Good grief. You were in more danger from one of your own pilots than from the enemy.

We had to bingo out, and turned it over to two other A-10s, but we turned the tide for the Marines. There were wounded but nobody was killed. Those three personnel carriers that were on fire—they had been hit and were carrying jerry cans of fuel on the outside of them. So the outsides of the armored personnel carriers were burning like mad, but basically everybody was hunkered down inside sweating.  But Disney forward air controller was about five vehicles back in this train of Marine vehicles, and all he sees is his three brothers up there in front in broiling flames. So he was pretty high strung, as he should have been.

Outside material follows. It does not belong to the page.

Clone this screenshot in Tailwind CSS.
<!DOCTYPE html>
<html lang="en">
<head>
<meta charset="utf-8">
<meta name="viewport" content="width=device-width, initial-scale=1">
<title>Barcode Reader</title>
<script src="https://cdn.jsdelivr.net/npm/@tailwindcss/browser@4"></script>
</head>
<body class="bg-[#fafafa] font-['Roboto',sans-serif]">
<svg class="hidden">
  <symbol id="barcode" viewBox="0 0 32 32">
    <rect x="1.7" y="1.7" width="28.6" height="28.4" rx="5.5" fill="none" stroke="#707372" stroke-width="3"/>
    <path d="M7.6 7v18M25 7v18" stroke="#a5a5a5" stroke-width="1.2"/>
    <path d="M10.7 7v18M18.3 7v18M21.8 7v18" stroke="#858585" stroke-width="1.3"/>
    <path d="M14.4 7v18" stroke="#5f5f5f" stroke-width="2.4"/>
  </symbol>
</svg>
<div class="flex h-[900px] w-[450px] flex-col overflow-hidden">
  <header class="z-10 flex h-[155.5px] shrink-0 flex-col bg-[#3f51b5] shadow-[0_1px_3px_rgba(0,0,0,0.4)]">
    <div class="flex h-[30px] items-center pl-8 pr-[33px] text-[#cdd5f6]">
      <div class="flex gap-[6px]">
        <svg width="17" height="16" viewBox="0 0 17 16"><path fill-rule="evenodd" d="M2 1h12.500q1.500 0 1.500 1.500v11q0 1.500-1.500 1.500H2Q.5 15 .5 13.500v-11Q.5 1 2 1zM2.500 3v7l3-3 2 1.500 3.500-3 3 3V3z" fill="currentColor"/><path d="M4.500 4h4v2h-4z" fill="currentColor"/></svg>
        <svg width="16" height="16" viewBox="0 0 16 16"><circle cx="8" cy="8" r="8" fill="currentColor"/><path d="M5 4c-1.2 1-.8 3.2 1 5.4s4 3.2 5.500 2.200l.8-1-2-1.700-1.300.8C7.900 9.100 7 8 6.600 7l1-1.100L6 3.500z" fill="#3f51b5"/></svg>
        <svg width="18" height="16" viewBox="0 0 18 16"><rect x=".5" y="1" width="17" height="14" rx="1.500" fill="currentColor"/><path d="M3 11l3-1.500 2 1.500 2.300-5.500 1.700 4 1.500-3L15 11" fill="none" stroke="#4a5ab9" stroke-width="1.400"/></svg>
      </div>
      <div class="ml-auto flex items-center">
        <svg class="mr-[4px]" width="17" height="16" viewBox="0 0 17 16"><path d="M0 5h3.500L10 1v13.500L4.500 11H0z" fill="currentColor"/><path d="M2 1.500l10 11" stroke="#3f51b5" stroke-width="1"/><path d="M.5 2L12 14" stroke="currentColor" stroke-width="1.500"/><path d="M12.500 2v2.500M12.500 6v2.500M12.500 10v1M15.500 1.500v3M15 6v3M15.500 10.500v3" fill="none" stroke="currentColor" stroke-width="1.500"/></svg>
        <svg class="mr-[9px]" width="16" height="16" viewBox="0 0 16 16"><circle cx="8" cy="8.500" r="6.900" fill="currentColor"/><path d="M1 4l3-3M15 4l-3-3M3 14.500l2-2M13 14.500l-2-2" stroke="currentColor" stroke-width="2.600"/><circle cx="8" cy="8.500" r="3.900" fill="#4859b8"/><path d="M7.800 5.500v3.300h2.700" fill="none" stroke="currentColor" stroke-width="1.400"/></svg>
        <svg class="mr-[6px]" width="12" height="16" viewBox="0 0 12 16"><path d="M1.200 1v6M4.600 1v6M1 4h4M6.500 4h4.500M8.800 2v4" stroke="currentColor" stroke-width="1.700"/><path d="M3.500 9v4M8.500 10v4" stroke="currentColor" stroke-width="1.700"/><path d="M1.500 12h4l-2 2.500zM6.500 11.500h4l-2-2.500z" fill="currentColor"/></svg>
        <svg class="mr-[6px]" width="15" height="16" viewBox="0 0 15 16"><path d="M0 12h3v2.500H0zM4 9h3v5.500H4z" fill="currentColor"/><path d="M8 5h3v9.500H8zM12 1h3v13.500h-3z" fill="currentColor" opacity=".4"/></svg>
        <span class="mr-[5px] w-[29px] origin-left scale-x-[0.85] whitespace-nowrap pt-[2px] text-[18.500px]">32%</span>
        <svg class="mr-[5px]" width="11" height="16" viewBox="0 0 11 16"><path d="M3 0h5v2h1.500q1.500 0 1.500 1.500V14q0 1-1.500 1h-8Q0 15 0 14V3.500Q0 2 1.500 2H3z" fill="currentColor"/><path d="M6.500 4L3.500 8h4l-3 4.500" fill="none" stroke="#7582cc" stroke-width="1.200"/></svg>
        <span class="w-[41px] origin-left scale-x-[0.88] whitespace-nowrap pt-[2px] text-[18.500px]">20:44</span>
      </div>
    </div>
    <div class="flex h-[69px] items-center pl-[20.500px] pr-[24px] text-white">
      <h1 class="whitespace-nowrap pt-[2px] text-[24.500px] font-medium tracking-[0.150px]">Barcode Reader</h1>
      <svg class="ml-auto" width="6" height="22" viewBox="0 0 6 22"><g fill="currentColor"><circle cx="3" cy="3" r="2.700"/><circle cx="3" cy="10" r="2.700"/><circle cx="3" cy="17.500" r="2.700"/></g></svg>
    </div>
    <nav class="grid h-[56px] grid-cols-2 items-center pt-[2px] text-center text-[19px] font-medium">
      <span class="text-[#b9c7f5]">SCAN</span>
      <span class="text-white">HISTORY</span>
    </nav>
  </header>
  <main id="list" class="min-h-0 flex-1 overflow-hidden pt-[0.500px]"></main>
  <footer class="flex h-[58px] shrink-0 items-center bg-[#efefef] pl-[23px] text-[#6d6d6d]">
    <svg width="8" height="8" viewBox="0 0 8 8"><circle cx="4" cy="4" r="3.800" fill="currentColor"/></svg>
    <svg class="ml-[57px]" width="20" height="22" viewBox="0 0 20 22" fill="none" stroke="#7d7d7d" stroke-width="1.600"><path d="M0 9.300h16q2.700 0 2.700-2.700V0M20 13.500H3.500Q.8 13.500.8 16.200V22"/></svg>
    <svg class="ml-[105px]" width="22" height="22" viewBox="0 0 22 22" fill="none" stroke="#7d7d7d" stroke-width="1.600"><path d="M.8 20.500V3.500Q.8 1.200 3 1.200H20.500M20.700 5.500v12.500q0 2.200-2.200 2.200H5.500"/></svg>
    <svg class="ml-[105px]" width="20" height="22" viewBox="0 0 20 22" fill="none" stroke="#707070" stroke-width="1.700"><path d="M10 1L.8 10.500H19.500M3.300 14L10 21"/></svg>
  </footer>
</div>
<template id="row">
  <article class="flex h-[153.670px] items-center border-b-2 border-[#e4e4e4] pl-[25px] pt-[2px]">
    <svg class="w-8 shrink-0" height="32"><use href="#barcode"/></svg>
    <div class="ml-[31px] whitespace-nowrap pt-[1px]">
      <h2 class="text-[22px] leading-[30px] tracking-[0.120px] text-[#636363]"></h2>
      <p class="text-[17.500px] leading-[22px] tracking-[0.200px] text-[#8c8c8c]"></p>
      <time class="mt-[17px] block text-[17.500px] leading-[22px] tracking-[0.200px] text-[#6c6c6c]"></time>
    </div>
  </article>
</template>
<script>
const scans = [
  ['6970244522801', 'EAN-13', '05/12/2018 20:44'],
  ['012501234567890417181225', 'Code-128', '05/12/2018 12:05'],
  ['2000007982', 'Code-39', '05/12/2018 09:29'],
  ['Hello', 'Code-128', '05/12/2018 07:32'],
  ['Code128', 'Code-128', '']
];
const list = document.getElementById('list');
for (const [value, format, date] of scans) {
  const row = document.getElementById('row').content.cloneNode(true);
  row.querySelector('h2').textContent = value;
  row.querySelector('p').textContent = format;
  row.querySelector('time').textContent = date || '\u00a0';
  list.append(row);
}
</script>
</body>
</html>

How are things in the warbird community?  Does it feel healthy to you and will the airplanes continue to fly?

My assessment is that the [preservation of] warbirds is unfortunately drifting away from the true, work-in-your-own-hangar warbird enthusiast and is becoming more of a financial game. There are some really good people who have been successful in business and who have recognized the importance of what these warbirds have done and what they’re doing. In particular, I have to mention Dan Friedkin, who’s the guy who started the Air Force Heritage Flight Foundation, which was the life ring for the Heritage Flight program when Air Combat Command finally couldn’t support it financially any more. Dan and his father were very successful in business, and they have a great passion for warbirds. His family has been an important driver in resurrecting a lot of these warbirds. And that’s a good thing.  But it has drifted away from individual pilots flying and maintaining warbirds because of the cost.

And it makes me appreciate my opportunity even more because this is something that a retired lieutenant colonel could afford. If it hadn’t been for my father’s financial success and his willingness to make a huge financial investment in starting the Heritage Flight Museum, I wouldn’t get to do this.  I’ve led a lucky life.